**Given exercise**.
Transcribe each line of the material as it is, and drop any picture.

################

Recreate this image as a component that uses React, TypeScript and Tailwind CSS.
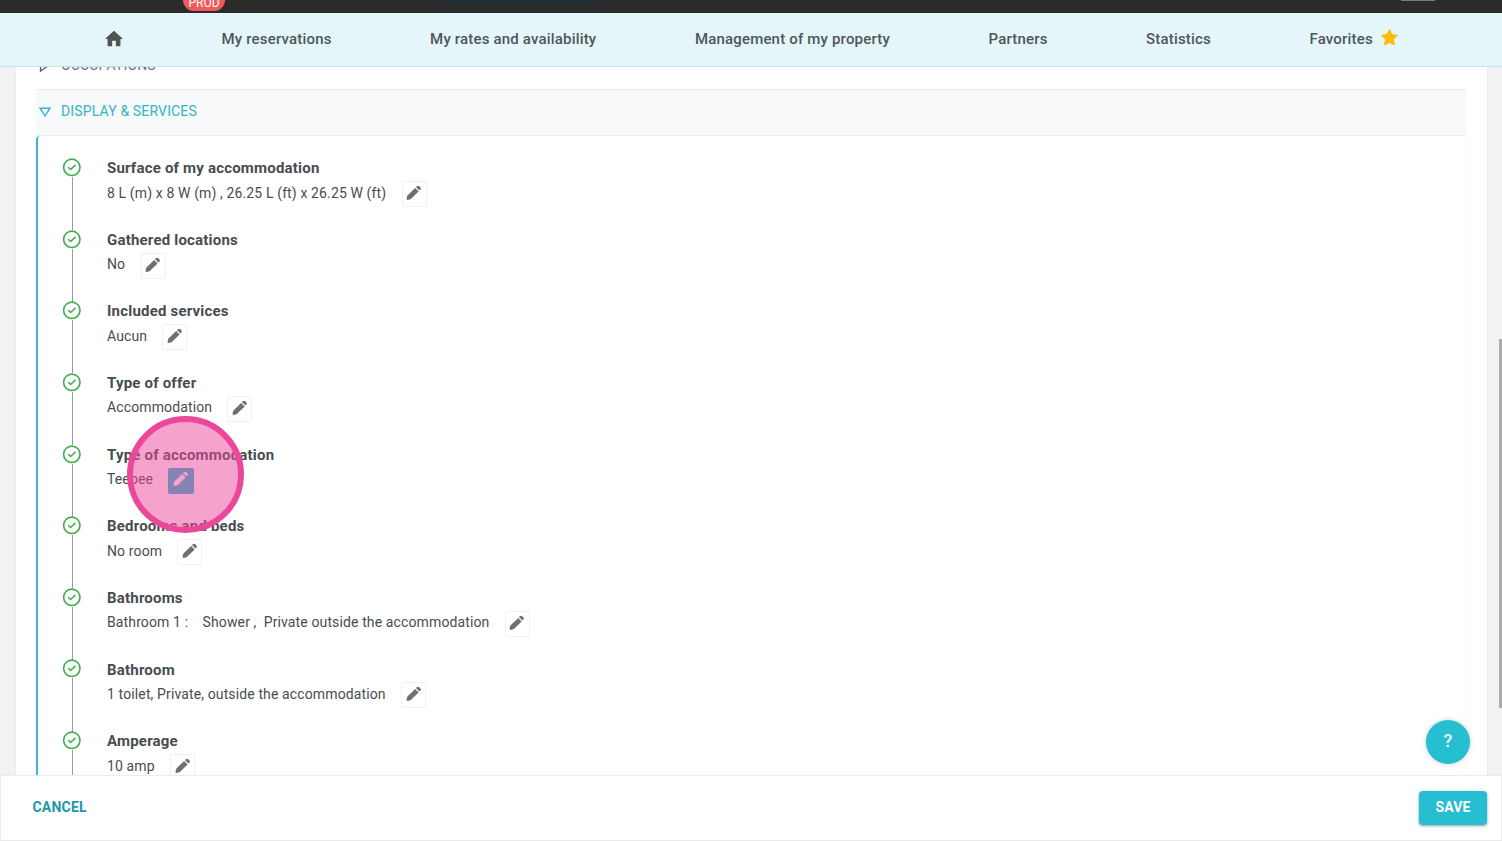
import React from 'react';

const navItems = ['My reservations', 'My rates and availability', 'Management of my property', 'Partners', 'Statistics'];

const services = [
  { title: 'Surface of my accommodation', value: '8 L (m) x 8 W (m) , 26.25 L (ft) x 26.25 W (ft)' },
  { title: 'Gathered locations', value: 'No' },
  { title: 'Included services', value: 'Aucun' },
  { title: 'Type of offer', value: 'Accommodation' },
  { title: 'Type of accommodation', value: 'Teepee', active: true },
  { title: 'Bedrooms and beds', value: 'No room' },
  { title: 'Bathrooms', value: 'Bathroom 1 :\u00a0\u00a0\u00a0 Shower ,\u00a0 Private outside the accommodation' },
  { title: 'Bathroom', value: '1 toilet, Private, outside the accommodation' },
  { title: 'Amperage', value: '10 amp' },
];

const HomeIcon = () => (
  <svg viewBox="0 0 24 24" className="-mx-0.5 mb-0.5 h-[22px] w-[22px]" fill="#4f5455">
    <path d="M10 19v-5h4v5c0 .55.45 1 1 1h3c.55 0 1-.45 1-1v-7h1.7c.46 0 .68-.57.33-.87L12.67 3.6c-.38-.34-.96-.34-1.34 0l-8.36 7.53c-.34.3-.13.87.33.87H5v7c0 .55.45 1 1 1h3c.55 0 1-.45 1-1z" />
  </svg>
);

const StarIcon = () => (
  <svg viewBox="0 0 24 24" className="mb-1 h-[17px] w-[17px]" fill="#fcbd0b" stroke="#fcbd0b" strokeWidth="2" strokeLinejoin="round">
    <path d="M12 1.500l3.200 6.700 7.300 1-5.300 5.200 1.300 7.600L12 18.400l-6.500 3.600 1.300-7.600L1.500 9.200l7.300-1z" />
  </svg>
);

const CheckIcon = () => (
  <svg viewBox="0 0 20 20" className="h-5 w-5 shrink-0" fill="none" stroke="#40ad4c">
    <circle cx="9.800" cy="10.300" r="8.200" strokeWidth="1.600" />
    <path d="M6.200 10.200l2.400 2.300 4.900-4.600" strokeWidth="1.500" />
  </svg>
);

const PencilIcon = () => (
  <svg viewBox="0 0 16 16" className="h-4 w-4 shrink-0" fill="currentColor">
    <path d="M.7 14.800c-.3-1.400.3-3.800 1-4.600l7.400-7.300 3.500 3.500-7.500 7.400c-.9.800-3.200 1.300-4.400 1z" />
    <path d="M9.900 2.100l.9-.9c.7-.7 1.800-.7 2.500 0l1 1c.7.700.7 1.800 0 2.500l-.9.900z" />
  </svg>
);

const App: React.FC = () => {
  return (
    <div className="relative flex h-[841px] w-[1502px] flex-col overflow-hidden bg-[#f2f2f2] font-['Roboto',sans-serif] text-[#474c51]">
      {/* Top bar */}
      <div className="flex h-[13px] shrink-0 items-start overflow-hidden bg-[#2b2b2b]">
        <div className="ml-[183px] flex h-[11px] w-[42px] items-end justify-center rounded-b-full bg-[#f4595a] pb-px text-[12px] leading-[14px] text-white">
          PROD
        </div>
        <div className="ml-[217px] h-[2px] w-[154px] bg-[#14363c]" />
        <div className="ml-[805px] h-px w-[34px] bg-[#71807f]" />
      </div>

      {/* Main navigation */}
      <nav className="flex h-[54px] shrink-0 items-center justify-between border-b border-[#bfe5ec] bg-[#e4f6f9] pr-[104px] pl-[105px] text-[15px] font-medium text-[#505658]">
        <HomeIcon />
        {navItems.map(item => (
          <span key={item} className="tracking-[0.18px]">{item}</span>
        ))}
        <span className="flex items-center gap-2 tracking-[0.2px]">
          Favorites
          <StarIcon />
        </span>
      </nav>

      {/* Scrollable content */}
      <main className="flex h-[708px] shrink-0 overflow-hidden">
        <div className="ml-[15px] w-[1473px] border-x border-[#ececec] bg-white px-5">
          <div className="flex h-[22px] flex-col justify-end overflow-hidden">
            <div className="flex h-[33px] shrink-0 items-start text-[14px] text-[#6d7275]">
              <svg viewBox="0 0 12 12" className="mt-[4px] ml-[3px] h-3 w-3" fill="none" stroke="#555a5c" strokeWidth="1.300">
                <path d="M1.500 1v10l7.500-5z" />
              </svg>
              <span className="ml-2.5 leading-[18px] tracking-[0.15px]">OCCUPATIONS</span>
            </div>
          </div>
          <div className="flex h-[47px] w-[1430px] items-center border-y border-[#e8eaec] bg-[#f7f9fb] pb-[3px] text-[14px] text-[#35b5c5]">
            <svg viewBox="0 0 12 10" className="mt-0.5 ml-[3px] h-2.5 w-3" fill="none" stroke="#35b5c5" strokeWidth="1.400">
              <path d="M1 1.200h10L6 8.800z" />
            </svg>
            <span className="ml-2.5 leading-5 tracking-[0.15px]">DISPLAY &amp; SERVICES</span>
          </div>
          <div className="h-[700px] w-[1430px] rounded-tl border-r border-l-2 border-r-[#fafafa] border-l-[#3cb6c8] pt-[21px] pl-6">
            {services.map(({ title, value, active }) => (
              <div key={title} className="flex h-[71.65px]">
                <div className="flex w-5 flex-col items-center">
                  <CheckIcon />
                  <div className="-mb-[1.5px] ml-px w-px flex-1 bg-[#999]" />
                </div>
                <div className="ml-[25px] pt-[1.1px]">
                  <div className="text-[15px] leading-5 font-bold tracking-[0.2px] whitespace-nowrap">{title}</div>
                  <div className="mt-[2.9px] flex h-[26px] text-[14px]">
                    <span className="pt-[0.53px] leading-[23px] tracking-[0.125px] whitespace-nowrap">{value}</span>
                    <button
                      type="button"
                      className={
                        active
                          ? 'ml-[15.3px] flex h-[26px] w-[26px] justify-center rounded-xs bg-[#23bccf] pt-[3px] text-white'
                          : 'ml-[15.3px] flex h-[26px] w-[25px] justify-center rounded-xs border border-[#f1f1f1] pt-[3px] text-[#6c7073]'
                      }
                    >
                      <PencilIcon />
                    </button>
                  </div>
                </div>
              </div>
            ))}
          </div>
        </div>
        <div className="mt-[272px] ml-auto h-[369px] w-[3px] bg-[#a9abad]" />
      </main>

      {/* Footer */}
      <footer className="flex h-[66px] shrink-0 items-start justify-between border border-[#ebebeb] bg-white pt-[15px] pr-[14px] pl-[31.5px] text-[14px] font-bold">
        <button type="button" className="h-[34px] pb-0.5 tracking-[0.2px] text-[#1c98ab]">CANCEL</button>
        <button type="button" className="h-[34px] w-[68px] rounded bg-[#26bed1] pb-0.5 tracking-[0.15px] text-white shadow-[0_1px_3px_rgba(0,0,0,0.4)]">
          SAVE
        </button>
      </footer>

      {/* Click marker */}
      <div className="absolute top-[416px] left-[127px] h-[117px] w-[117px] rounded-full border-[6px] border-[#ec4899] bg-[#ec4899]/50" />

      <button
        type="button"
        className="absolute top-[720px] left-[1426px] h-11 w-11 rounded-full bg-[#26bed1] pb-[3px] text-[18px] font-medium text-[#effbfc] shadow-[0_0_5px_rgba(0,0,0,0.2)]"
      >
        ?
      </button>
    </div>
  );
};

export default App;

################

**Response**.
Recreate this image as a component that uses React, TypeScript and Tailwind CSS.
import React from 'react';

const navItems = ['My reservations', 'My rates and availability', 'Management of my property', 'Partners', 'Statistics'];

const services = [
  { title: 'Surface of my accommodation', value: '8 L (m) x 8 W (m) , 26.25 L (ft) x 26.25 W (ft)' },
  { title: 'Gathered locations', value: 'No' },
  { title: 'Included services', value: 'Aucun' },
  { title: 'Type of offer', value: 'Accommodation' },
  { title: 'Type of accommodation', value: 'Teepee', active: true },
  { title: 'Bedrooms and beds', value: 'No room' },
  { title: 'Bathrooms', value: 'Bathroom 1 :\u00a0\u00a0\u00a0 Shower ,\u00a0 Private outside the accommodation' },
  { title: 'Bathroom', value: '1 toilet, Private, outside the accommodation' },
  { title: 'Amperage', value: '10 amp' },
];

const HomeIcon = () => (
  <svg viewBox="0 0 24 24" className="-mx-0.5 mb-0.5 h-[22px] w-[22px]" fill="#4f5455">
    <path d="M10 19v-5h4v5c0 .55.45 1 1 1h3c.55 0 1-.45 1-1v-7h1.7c.46 0 .68-.57.33-.87L12.67 3.6c-.38-.34-.96-.34-1.34 0l-8.36 7.53c-.34.3-.13.87.33.87H5v7c0 .55.45 1 1 1h3c.55 0 1-.45 1-1z" />
  </svg>
);

const StarIcon = () => (
  <svg viewBox="0 0 24 24" className="mb-1 h-[17px] w-[17px]" fill="#fcbd0b" stroke="#fcbd0b" strokeWidth="2" strokeLinejoin="round">
    <path d="M12 1.500l3.200 6.700 7.300 1-5.300 5.200 1.300 7.600L12 18.400l-6.500 3.600 1.300-7.600L1.500 9.200l7.300-1z" />
  </svg>
);

const CheckIcon = () => (
  <svg viewBox="0 0 20 20" className="h-5 w-5 shrink-0" fill="none" stroke="#40ad4c">
    <circle cx="9.800" cy="10.300" r="8.200" strokeWidth="1.600" />
    <path d="M6.200 10.200l2.400 2.300 4.900-4.600" strokeWidth="1.500" />
  </svg>
);

const PencilIcon = () => (
  <svg viewBox="0 0 16 16" className="h-4 w-4 shrink-0" fill="currentColor">
    <path d="M.7 14.800c-.3-1.400.3-3.800 1-4.600l7.400-7.300 3.500 3.500-7.500 7.400c-.9.800-3.200 1.300-4.400 1z" />
    <path d="M9.900 2.100l.9-.9c.7-.7 1.800-.7 2.500 0l1 1c.7.700.7 1.800 0 2.500l-.9.900z" />
  </svg>
);

const App: React.FC = () => {
  return (
    <div className="relative flex h-[841px] w-[1502px] flex-col overflow-hidden bg-[#f2f2f2] font-['Roboto',sans-serif] text-[#474c51]">
      {/* Top bar */}
      <div className="flex h-[13px] shrink-0 items-start overflow-hidden bg-[#2b2b2b]">
        <div className="ml-[183px] flex h-[11px] w-[42px] items-end justify-center rounded-b-full bg-[#f4595a] pb-px text-[12px] leading-[14px] text-white">
          PROD
        </div>
        <div className="ml-[217px] h-[2px] w-[154px] bg-[#14363c]" />
        <div className="ml-[805px] h-px w-[34px] bg-[#71807f]" />
      </div>

      {/* Main navigation */}
      <nav className="flex h-[54px] shrink-0 items-center justify-between border-b border-[#bfe5ec] bg-[#e4f6f9] pr-[104px] pl-[105px] text-[15px] font-medium text-[#505658]">
        <HomeIcon />
        {navItems.map(item => (
          <span key={item} className="tracking-[0.18px]">{item}</span>
        ))}
        <span className="flex items-center gap-2 tracking-[0.2px]">
          Favorites
          <StarIcon />
        </span>
      </nav>

      {/* Scrollable content */}
      <main className="flex h-[708px] shrink-0 overflow-hidden">
        <div className="ml-[15px] w-[1473px] border-x border-[#ececec] bg-white px-5">
          <div className="flex h-[22px] flex-col justify-end overflow-hidden">
            <div className="flex h-[33px] shrink-0 items-start text-[14px] text-[#6d7275]">
              <svg viewBox="0 0 12 12" className="mt-[4px] ml-[3px] h-3 w-3" fill="none" stroke="#555a5c" strokeWidth="1.300">
                <path d="M1.500 1v10l7.500-5z" />
              </svg>
              <span className="ml-2.5 leading-[18px] tracking-[0.15px]">OCCUPATIONS</span>
            </div>
          </div>
          <div className="flex h-[47px] w-[1430px] items-center border-y border-[#e8eaec] bg-[#f7f9fb] pb-[3px] text-[14px] text-[#35b5c5]">
            <svg viewBox="0 0 12 10" className="mt-0.5 ml-[3px] h-2.5 w-3" fill="none" stroke="#35b5c5" strokeWidth="1.400">
              <path d="M1 1.200h10L6 8.800z" />
            </svg>
            <span className="ml-2.5 leading-5 tracking-[0.15px]">DISPLAY &amp; SERVICES</span>
          </div>
          <div className="h-[700px] w-[1430px] rounded-tl border-r border-l-2 border-r-[#fafafa] border-l-[#3cb6c8] pt-[21px] pl-6">
            {services.map(({ title, value, active }) => (
              <div key={title} className="flex h-[71.65px]">
                <div className="flex w-5 flex-col items-center">
                  <CheckIcon />
                  <div className="-mb-[1.5px] ml-px w-px flex-1 bg-[#999]" />
                </div>
                <div className="ml-[25px] pt-[1.1px]">
                  <div className="text-[15px] leading-5 font-bold tracking-[0.2px] whitespace-nowrap">{title}</div>
                  <div className="mt-[2.9px] flex h-[26px] text-[14px]">
                    <span className="pt-[0.53px] leading-[23px] tracking-[0.125px] whitespace-nowrap">{value}</span>
                    <button
                      type="button"
                      className={
                        active
                          ? 'ml-[15.3px] flex h-[26px] w-[26px] justify-center rounded-xs bg-[#23bccf] pt-[3px] text-white'
                          : 'ml-[15.3px] flex h-[26px] w-[25px] justify-center rounded-xs border border-[#f1f1f1] pt-[3px] text-[#6c7073]'
                      }
                    >
                      <PencilIcon />
                    </button>
                  </div>
                </div>
              </div>
            ))}
          </div>
        </div>
        <div className="mt-[272px] ml-auto h-[369px] w-[3px] bg-[#a9abad]" />
      </main>

      {/* Footer */}
      <footer className="flex h-[66px] shrink-0 items-start justify-between border border-[#ebebeb] bg-white pt-[15px] pr-[14px] pl-[31.5px] text-[14px] font-bold">
        <button type="button" className="h-[34px] pb-0.5 tracking-[0.2px] text-[#1c98ab]">CANCEL</button>
        <button type="button" className="h-[34px] w-[68px] rounded bg-[#26bed1] pb-0.5 tracking-[0.15px] text-white shadow-[0_1px_3px_rgba(0,0,0,0.4)]">
          SAVE
        </button>
      </footer>

      {/* Click marker */}
      <div className="absolute top-[416px] left-[127px] h-[117px] w-[117px] rounded-full border-[6px] border-[#ec4899] bg-[#ec4899]/50" />

      <button
        type="button"
        className="absolute top-[720px] left-[1426px] h-11 w-11 rounded-full bg-[#26bed1] pb-[3px] text-[18px] font-medium text-[#effbfc] shadow-[0_0_5px_rgba(0,0,0,0.2)]"
      >
        ?
      </button>
    </div>
  );
};

export default App;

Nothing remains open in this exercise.